**Instructions for the task:** Skip the pictures. Transcribe the rest of the data below without changing a word.

**Data shown:**
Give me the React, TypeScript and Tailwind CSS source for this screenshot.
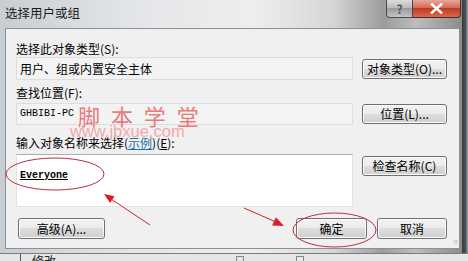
const btn =
  "flex items-center justify-center whitespace-nowrap rounded-[3px] border border-[#707070] bg-[linear-gradient(#f2f2f2_0%,#ebebeb_50%,#dddddd_50%,#cfcfcf_100%)] shadow-[inset_0_0_0_1px_#fbfbfb] text-[12px] leading-none text-black";

function Field({ children, h }: { children: React.ReactNode; h: string }) {
  return (
    <div className={`flex w-[337px] items-center border border-[#dadde2] bg-[#f3f3f3] px-[3px] ${h}`}>
      {children}
    </div>
  );
}

export default function App() {
  return (
    <div className="relative h-[261px] w-[468px] overflow-hidden bg-[#d4d4d4] font-['Noto_Sans_CJK_SC',sans-serif] text-black">
      <div className="flex h-[253px]">
        {/* window */}
        <div className="flex w-[462px] flex-col bg-[linear-gradient(90deg,#c9ced4_0%,#e4e6e9_30%,#eeeeee_55%,#d6d6d6_72%,#9c9c9c_83%,#bdbdbd_90%,#8c8c8c_100%)]">
          <div className="flex h-[28px] items-start">
            <div className="ml-[5px] mt-[5px] text-[12.5px] leading-[16px] text-[#1a1a1a]">选择用户或组</div>
            <div className="ml-auto mr-[1px] flex">
              <div className="flex h-[18px] w-[27px] items-center justify-center rounded-bl-[4px] border border-t-0 border-[#4a4a4a] bg-[linear-gradient(#dcdcdc_0%,#b8b8b8_50%,#9a9a9a_50%,#c4c4c4_100%)] text-[12px] font-bold leading-none text-[#555]">
                ?
              </div>
              <div className="flex h-[18px] w-[48px] items-center justify-center rounded-br-[4px] border border-l-0 border-t-0 border-[#4a2a2a] bg-[linear-gradient(#e9a99a_0%,#d0644f_50%,#c03a23_50%,#d76a4e_100%)]">
                <svg width="13" height="11" viewBox="0 0 13 11">
                  <path d="M2 1.5 L11 9.5 M11 1.5 L2 9.5" stroke="#fff" strokeWidth="2.6" strokeLinecap="square" />
                </svg>
              </div>
            </div>
          </div>

          {/* client area */}
          <div className="mb-[4px] ml-[5px] mr-[2px] flex flex-1 flex-col border border-[#8b9097] bg-[#f0f0f0] pl-[10px] pr-[12px] pt-[12px]">
            <div className="text-[12px] leading-[16px]">选择此对象类型(S):</div>
            <div className="flex gap-[9px]">
              <Field h="h-[23px]">
                <span className="text-[12px] leading-none">用户、组或内置安全主体</span>
              </Field>
              <div className={`${btn} mt-[2px] h-[20px] w-[85px]`}>对象类型(O)...</div>
            </div>

            <div className="mt-[5px] text-[12px] leading-[16px]">查找位置(F):</div>
            <div className="mt-[2px] flex gap-[9px]">
              <Field h="h-[22px]">
                <span className="font-['Liberation_Mono',monospace] text-[10px] leading-none">GHBIBI-PC</span>
              </Field>
              <div className={`${btn} mt-[1px] h-[20px] w-[85px]`}>位置(L)...</div>
            </div>

            <div className="mt-[10px] text-[12px] leading-[16px]">
              输入对象名称来选择(<span className="text-[#1a6fa8] underline">示例</span>)(<span className="underline">E</span>):
            </div>
            <div className="mt-[3px] flex gap-[9px]">
              <div className="h-[53px] w-[337px] border border-[#e2e3ea] border-t-[#abadb3] bg-white px-[3px] pt-[4px]">
                <span className="font-['Liberation_Mono',monospace] text-[10px] font-bold leading-none underline">Everyone</span>
              </div>
              <div className={`${btn} mt-[2px] h-[20px] w-[85px]`}>检查名称(C)</div>
            </div>

            <div className="mt-[11px] flex items-start">
              <div className={`${btn} ml-[2px] h-[21px] w-[87px]`}>高级(A)...</div>
              <div className={`${btn} ml-auto h-[21px] w-[71px]`}>确定</div>
              <div className={`${btn} ml-[10px] h-[21px] w-[70px]`}>取消</div>
            </div>
            <div className="mr-[-10px] mt-auto flex justify-end pb-[2px] text-[7px] leading-none tracking-[-1px] text-[#b8b8b8]">
              ⠿
            </div>
          </div>
        </div>
        <div className="w-[6px] bg-[linear-gradient(90deg,#3a3a3a_0%,#505050_60%,#8fb0cc_100%)]" />
      </div>

      {/* desktop behind */}
      <div className="flex h-[8px] items-start border-t border-[#7c7c7c] bg-[#e6e6e6]">
        <div className="ml-[20px] h-full w-px bg-[#555]" />
        <div className="ml-[11px] mt-[1px] text-[12px] leading-[12px] text-[#222]">修改</div>
        <div className="ml-[180px] mt-[2px] h-[6px] w-[8px] border border-[#888]" />
        <div className="ml-[52px] mt-[2px] h-[6px] w-[8px] border border-[#888]" />
      </div>

      {/* watermark */}
      <div className="pointer-events-none absolute left-[78px] top-[104px] text-[22px] leading-none tracking-[3px] text-[#e87a7a]">
        脚 本 学 堂
      </div>
      <div className="pointer-events-none absolute left-[70px] top-[123px] font-['Liberation_Sans',sans-serif] text-[16.5px] leading-none text-[#f0a0a0]/90">
        www.jbxue.com
      </div>

      {/* annotations */}
      <svg className="pointer-events-none absolute left-0 top-0" width="468" height="261" viewBox="0 0 468 261">
        <ellipse cx="55" cy="174" rx="49" ry="16" fill="none" stroke="#b3303c" strokeWidth="1" />
        <ellipse cx="334.5" cy="230" rx="41.5" ry="17" fill="none" stroke="#b3303c" strokeWidth="1" />
        <line x1="150" y1="225" x2="111" y2="199" stroke="#c82828" strokeWidth="1" />
        <polygon points="104,194 114.5,196.3 110.1,202.9" fill="#e01c1c" />
        <line x1="244" y1="208" x2="276" y2="222" stroke="#c82828" strokeWidth="1" />
        <polygon points="284,226 272.1,225.5 275.9,217.3" fill="#e01c1c" />
      </svg>
    </div>
  );
}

**Result:**
Give me the React, TypeScript and Tailwind CSS source for this screenshot.
const btn =
  "flex items-center justify-center whitespace-nowrap rounded-[3px] border border-[#707070] bg-[linear-gradient(#f2f2f2_0%,#ebebeb_50%,#dddddd_50%,#cfcfcf_100%)] shadow-[inset_0_0_0_1px_#fbfbfb] text-[12px] leading-none text-black";

function Field({ children, h }: { children: React.ReactNode; h: string }) {
  return (
    <div className={`flex w-[337px] items-center border border-[#dadde2] bg-[#f3f3f3] px-[3px] ${h}`}>
      {children}
    </div>
  );
}

export default function App() {
  return (
    <div className="relative h-[261px] w-[468px] overflow-hidden bg-[#d4d4d4] font-['Noto_Sans_CJK_SC',sans-serif] text-black">
      <div className="flex h-[253px]">
        {/* window */}
        <div className="flex w-[462px] flex-col bg-[linear-gradient(90deg,#c9ced4_0%,#e4e6e9_30%,#eeeeee_55%,#d6d6d6_72%,#9c9c9c_83%,#bdbdbd_90%,#8c8c8c_100%)]">
          <div className="flex h-[28px] items-start">
            <div className="ml-[5px] mt-[5px] text-[12.5px] leading-[16px] text-[#1a1a1a]">选择用户或组</div>
            <div className="ml-auto mr-[1px] flex">
              <div className="flex h-[18px] w-[27px] items-center justify-center rounded-bl-[4px] border border-t-0 border-[#4a4a4a] bg-[linear-gradient(#dcdcdc_0%,#b8b8b8_50%,#9a9a9a_50%,#c4c4c4_100%)] text-[12px] font-bold leading-none text-[#555]">
                ?
              </div>
              <div className="flex h-[18px] w-[48px] items-center justify-center rounded-br-[4px] border border-l-0 border-t-0 border-[#4a2a2a] bg-[linear-gradient(#e9a99a_0%,#d0644f_50%,#c03a23_50%,#d76a4e_100%)]">
                <svg width="13" height="11" viewBox="0 0 13 11">
                  <path d="M2 1.5 L11 9.5 M11 1.5 L2 9.5" stroke="#fff" strokeWidth="2.6" strokeLinecap="square" />
                </svg>
              </div>
            </div>
          </div>

          {/* client area */}
          <div className="mb-[4px] ml-[5px] mr-[2px] flex flex-1 flex-col border border-[#8b9097] bg-[#f0f0f0] pl-[10px] pr-[12px] pt-[12px]">
            <div className="text-[12px] leading-[16px]">选择此对象类型(S):</div>
            <div className="flex gap-[9px]">
              <Field h="h-[23px]">
                <span className="text-[12px] leading-none">用户、组或内置安全主体</span>
              </Field>
              <div className={`${btn} mt-[2px] h-[20px] w-[85px]`}>对象类型(O)...</div>
            </div>

            <div className="mt-[5px] text-[12px] leading-[16px]">查找位置(F):</div>
            <div className="mt-[2px] flex gap-[9px]">
              <Field h="h-[22px]">
                <span className="font-['Liberation_Mono',monospace] text-[10px] leading-none">GHBIBI-PC</span>
              </Field>
              <div className={`${btn} mt-[1px] h-[20px] w-[85px]`}>位置(L)...</div>
            </div>

            <div className="mt-[10px] text-[12px] leading-[16px]">
              输入对象名称来选择(<span className="text-[#1a6fa8] underline">示例</span>)(<span className="underline">E</span>):
            </div>
            <div className="mt-[3px] flex gap-[9px]">
              <div className="h-[53px] w-[337px] border border-[#e2e3ea] border-t-[#abadb3] bg-white px-[3px] pt-[4px]">
                <span className="font-['Liberation_Mono',monospace] text-[10px] font-bold leading-none underline">Everyone</span>
              </div>
              <div className={`${btn} mt-[2px] h-[20px] w-[85px]`}>检查名称(C)</div>
            </div>

            <div className="mt-[11px] flex items-start">
              <div className={`${btn} ml-[2px] h-[21px] w-[87px]`}>高级(A)...</div>
              <div className={`${btn} ml-auto h-[21px] w-[71px]`}>确定</div>
              <div className={`${btn} ml-[10px] h-[21px] w-[70px]`}>取消</div>
            </div>
            <div className="mr-[-10px] mt-auto flex justify-end pb-[2px] text-[7px] leading-none tracking-[-1px] text-[#b8b8b8]">
              ⠿
            </div>
          </div>
        </div>
        <div className="w-[6px] bg-[linear-gradient(90deg,#3a3a3a_0%,#505050_60%,#8fb0cc_100%)]" />
      </div>

      {/* desktop behind */}
      <div className="flex h-[8px] items-start border-t border-[#7c7c7c] bg-[#e6e6e6]">
        <div className="ml-[20px] h-full w-px bg-[#555]" />
        <div className="ml-[11px] mt-[1px] text-[12px] leading-[12px] text-[#222]">修改</div>
        <div className="ml-[180px] mt-[2px] h-[6px] w-[8px] border border-[#888]" />
        <div className="ml-[52px] mt-[2px] h-[6px] w-[8px] border border-[#888]" />
      </div>

      {/* watermark */}
      <div className="pointer-events-none absolute left-[78px] top-[104px] text-[22px] leading-none tracking-[3px] text-[#e87a7a]">
        脚 本 学 堂
      </div>
      <div className="pointer-events-none absolute left-[70px] top-[123px] font-['Liberation_Sans',sans-serif] text-[16.5px] leading-none text-[#f0a0a0]/90">
        www.jbxue.com
      </div>

      {/* annotations */}
      <svg className="pointer-events-none absolute left-0 top-0" width="468" height="261" viewBox="0 0 468 261">
        <ellipse cx="55" cy="174" rx="49" ry="16" fill="none" stroke="#b3303c" strokeWidth="1" />
        <ellipse cx="334.5" cy="230" rx="41.5" ry="17" fill="none" stroke="#b3303c" strokeWidth="1" />
        <line x1="150" y1="225" x2="111" y2="199" stroke="#c82828" strokeWidth="1" />
        <polygon points="104,194 114.5,196.3 110.1,202.9" fill="#e01c1c" />
        <line x1="244" y1="208" x2="276" y2="222" stroke="#c82828" strokeWidth="1" />
        <polygon points="284,226 272.1,225.5 275.9,217.3" fill="#e01c1c" />
      </svg>
    </div>
  );
}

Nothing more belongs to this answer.